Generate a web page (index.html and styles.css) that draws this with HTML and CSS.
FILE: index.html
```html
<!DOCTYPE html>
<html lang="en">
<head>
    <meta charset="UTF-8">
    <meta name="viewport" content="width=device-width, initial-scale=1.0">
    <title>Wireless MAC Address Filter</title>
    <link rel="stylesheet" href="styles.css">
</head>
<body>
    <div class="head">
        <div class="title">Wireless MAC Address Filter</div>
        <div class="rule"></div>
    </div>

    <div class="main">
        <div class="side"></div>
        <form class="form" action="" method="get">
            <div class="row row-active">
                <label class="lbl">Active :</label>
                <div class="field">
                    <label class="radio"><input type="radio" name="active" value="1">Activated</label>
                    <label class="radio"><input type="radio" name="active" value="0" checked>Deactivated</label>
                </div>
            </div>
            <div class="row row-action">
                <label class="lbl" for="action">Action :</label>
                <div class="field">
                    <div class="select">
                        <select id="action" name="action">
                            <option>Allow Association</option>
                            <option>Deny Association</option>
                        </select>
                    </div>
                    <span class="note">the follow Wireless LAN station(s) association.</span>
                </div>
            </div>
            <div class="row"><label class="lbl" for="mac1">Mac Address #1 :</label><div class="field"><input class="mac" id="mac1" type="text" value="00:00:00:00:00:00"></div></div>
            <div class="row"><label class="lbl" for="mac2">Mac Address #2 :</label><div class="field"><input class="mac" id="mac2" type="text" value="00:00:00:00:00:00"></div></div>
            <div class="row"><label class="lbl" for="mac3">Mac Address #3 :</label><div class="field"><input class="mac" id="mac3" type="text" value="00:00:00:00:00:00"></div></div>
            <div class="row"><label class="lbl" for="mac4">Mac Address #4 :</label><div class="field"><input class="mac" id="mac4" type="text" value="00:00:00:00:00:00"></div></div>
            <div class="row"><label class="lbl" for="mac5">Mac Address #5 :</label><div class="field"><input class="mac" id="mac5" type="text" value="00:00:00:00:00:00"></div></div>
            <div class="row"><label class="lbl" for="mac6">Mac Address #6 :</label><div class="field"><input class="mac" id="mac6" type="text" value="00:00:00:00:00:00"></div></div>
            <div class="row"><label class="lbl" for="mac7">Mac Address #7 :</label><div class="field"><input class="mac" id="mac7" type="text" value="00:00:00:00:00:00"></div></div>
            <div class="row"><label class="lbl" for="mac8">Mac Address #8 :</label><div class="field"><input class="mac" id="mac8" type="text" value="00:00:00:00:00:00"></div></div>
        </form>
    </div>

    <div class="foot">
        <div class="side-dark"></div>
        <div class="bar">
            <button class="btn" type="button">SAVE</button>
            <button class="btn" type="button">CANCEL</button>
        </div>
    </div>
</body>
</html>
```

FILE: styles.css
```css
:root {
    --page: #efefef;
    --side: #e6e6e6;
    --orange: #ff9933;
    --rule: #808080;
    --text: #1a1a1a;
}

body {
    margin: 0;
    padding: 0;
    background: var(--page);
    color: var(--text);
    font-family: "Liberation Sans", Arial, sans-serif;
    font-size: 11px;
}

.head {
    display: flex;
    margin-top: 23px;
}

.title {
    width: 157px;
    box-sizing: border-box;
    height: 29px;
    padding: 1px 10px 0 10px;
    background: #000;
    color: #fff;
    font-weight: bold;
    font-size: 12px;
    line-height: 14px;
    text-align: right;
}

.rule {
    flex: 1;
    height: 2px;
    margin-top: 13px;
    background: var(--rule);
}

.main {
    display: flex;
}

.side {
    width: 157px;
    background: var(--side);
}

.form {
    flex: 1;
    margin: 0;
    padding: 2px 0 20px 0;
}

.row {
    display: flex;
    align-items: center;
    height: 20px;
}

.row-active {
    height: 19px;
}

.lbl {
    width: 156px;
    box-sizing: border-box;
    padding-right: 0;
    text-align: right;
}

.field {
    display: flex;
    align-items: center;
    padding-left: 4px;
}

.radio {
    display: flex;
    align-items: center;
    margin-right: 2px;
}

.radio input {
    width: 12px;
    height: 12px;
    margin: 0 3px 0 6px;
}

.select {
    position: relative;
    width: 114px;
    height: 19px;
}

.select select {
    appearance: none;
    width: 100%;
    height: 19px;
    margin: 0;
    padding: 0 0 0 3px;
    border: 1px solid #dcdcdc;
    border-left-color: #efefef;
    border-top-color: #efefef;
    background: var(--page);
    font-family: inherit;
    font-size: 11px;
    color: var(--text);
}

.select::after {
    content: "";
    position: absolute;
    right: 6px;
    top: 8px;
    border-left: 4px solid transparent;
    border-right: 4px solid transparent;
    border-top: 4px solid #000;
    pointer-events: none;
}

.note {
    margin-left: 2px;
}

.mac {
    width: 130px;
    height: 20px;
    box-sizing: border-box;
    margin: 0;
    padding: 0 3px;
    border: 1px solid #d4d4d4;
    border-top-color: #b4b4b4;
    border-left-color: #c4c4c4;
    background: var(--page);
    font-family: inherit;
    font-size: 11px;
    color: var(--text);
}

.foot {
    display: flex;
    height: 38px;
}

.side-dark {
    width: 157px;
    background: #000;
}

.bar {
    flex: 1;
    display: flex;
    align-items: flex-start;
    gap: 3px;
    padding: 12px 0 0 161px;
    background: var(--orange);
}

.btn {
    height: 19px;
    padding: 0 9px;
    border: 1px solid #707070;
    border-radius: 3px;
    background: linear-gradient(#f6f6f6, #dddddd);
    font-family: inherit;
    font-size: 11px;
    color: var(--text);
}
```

**THE PROBLEM:** Reproduce every line of the data verbatim.

**RESPONSE:**
Generate a web page (index.html and styles.css) that draws this with HTML and CSS.
FILE: index.html
```html
<!DOCTYPE html>
<html lang="en">
<head>
    <meta charset="UTF-8">
    <meta name="viewport" content="width=device-width, initial-scale=1.0">
    <title>Wireless MAC Address Filter</title>
    <link rel="stylesheet" href="styles.css">
</head>
<body>
    <div class="head">
        <div class="title">Wireless MAC Address Filter</div>
        <div class="rule"></div>
    </div>

    <div class="main">
        <div class="side"></div>
        <form class="form" action="" method="get">
            <div class="row row-active">
                <label class="lbl">Active :</label>
                <div class="field">
                    <label class="radio"><input type="radio" name="active" value="1">Activated</label>
                    <label class="radio"><input type="radio" name="active" value="0" checked>Deactivated</label>
                </div>
            </div>
            <div class="row row-action">
                <label class="lbl" for="action">Action :</label>
                <div class="field">
                    <div class="select">
                        <select id="action" name="action">
                            <option>Allow Association</option>
                            <option>Deny Association</option>
                        </select>
                    </div>
                    <span class="note">the follow Wireless LAN station(s) association.</span>
                </div>
            </div>
            <div class="row"><label class="lbl" for="mac1">Mac Address #1 :</label><div class="field"><input class="mac" id="mac1" type="text" value="00:00:00:00:00:00"></div></div>
            <div class="row"><label class="lbl" for="mac2">Mac Address #2 :</label><div class="field"><input class="mac" id="mac2" type="text" value="00:00:00:00:00:00"></div></div>
            <div class="row"><label class="lbl" for="mac3">Mac Address #3 :</label><div class="field"><input class="mac" id="mac3" type="text" value="00:00:00:00:00:00"></div></div>
            <div class="row"><label class="lbl" for="mac4">Mac Address #4 :</label><div class="field"><input class="mac" id="mac4" type="text" value="00:00:00:00:00:00"></div></div>
            <div class="row"><label class="lbl" for="mac5">Mac Address #5 :</label><div class="field"><input class="mac" id="mac5" type="text" value="00:00:00:00:00:00"></div></div>
            <div class="row"><label class="lbl" for="mac6">Mac Address #6 :</label><div class="field"><input class="mac" id="mac6" type="text" value="00:00:00:00:00:00"></div></div>
            <div class="row"><label class="lbl" for="mac7">Mac Address #7 :</label><div class="field"><input class="mac" id="mac7" type="text" value="00:00:00:00:00:00"></div></div>
            <div class="row"><label class="lbl" for="mac8">Mac Address #8 :</label><div class="field"><input class="mac" id="mac8" type="text" value="00:00:00:00:00:00"></div></div>
        </form>
    </div>

    <div class="foot">
        <div class="side-dark"></div>
        <div class="bar">
            <button class="btn" type="button">SAVE</button>
            <button class="btn" type="button">CANCEL</button>
        </div>
    </div>
</body>
</html>
```

FILE: styles.css
```css
:root {
    --page: #efefef;
    --side: #e6e6e6;
    --orange: #ff9933;
    --rule: #808080;
    --text: #1a1a1a;
}

body {
    margin: 0;
    padding: 0;
    background: var(--page);
    color: var(--text);
    font-family: "Liberation Sans", Arial, sans-serif;
    font-size: 11px;
}

.head {
    display: flex;
    margin-top: 23px;
}

.title {
    width: 157px;
    box-sizing: border-box;
    height: 29px;
    padding: 1px 10px 0 10px;
    background: #000;
    color: #fff;
    font-weight: bold;
    font-size: 12px;
    line-height: 14px;
    text-align: right;
}

.rule {
    flex: 1;
    height: 2px;
    margin-top: 13px;
    background: var(--rule);
}

.main {
    display: flex;
}

.side {
    width: 157px;
    background: var(--side);
}

.form {
    flex: 1;
    margin: 0;
    padding: 2px 0 20px 0;
}

.row {
    display: flex;
    align-items: center;
    height: 20px;
}

.row-active {
    height: 19px;
}

.lbl {
    width: 156px;
    box-sizing: border-box;
    padding-right: 0;
    text-align: right;
}

.field {
    display: flex;
    align-items: center;
    padding-left: 4px;
}

.radio {
    display: flex;
    align-items: center;
    margin-right: 2px;
}

.radio input {
    width: 12px;
    height: 12px;
    margin: 0 3px 0 6px;
}

.select {
    position: relative;
    width: 114px;
    height: 19px;
}

.select select {
    appearance: none;
    width: 100%;
    height: 19px;
    margin: 0;
    padding: 0 0 0 3px;
    border: 1px solid #dcdcdc;
    border-left-color: #efefef;
    border-top-color: #efefef;
    background: var(--page);
    font-family: inherit;
    font-size: 11px;
    color: var(--text);
}

.select::after {
    content: "";
    position: absolute;
    right: 6px;
    top: 8px;
    border-left: 4px solid transparent;
    border-right: 4px solid transparent;
    border-top: 4px solid #000;
    pointer-events: none;
}

.note {
    margin-left: 2px;
}

.mac {
    width: 130px;
    height: 20px;
    box-sizing: border-box;
    margin: 0;
    padding: 0 3px;
    border: 1px solid #d4d4d4;
    border-top-color: #b4b4b4;
    border-left-color: #c4c4c4;
    background: var(--page);
    font-family: inherit;
    font-size: 11px;
    color: var(--text);
}

.foot {
    display: flex;
    height: 38px;
}

.side-dark {
    width: 157px;
    background: #000;
}

.bar {
    flex: 1;
    display: flex;
    align-items: flex-start;
    gap: 3px;
    padding: 12px 0 0 161px;
    background: var(--orange);
}

.btn {
    height: 19px;
    padding: 0 9px;
    border: 1px solid #707070;
    border-radius: 3px;
    background: linear-gradient(#f6f6f6, #dddddd);
    font-family: inherit;
    font-size: 11px;
    color: var(--text);
}
```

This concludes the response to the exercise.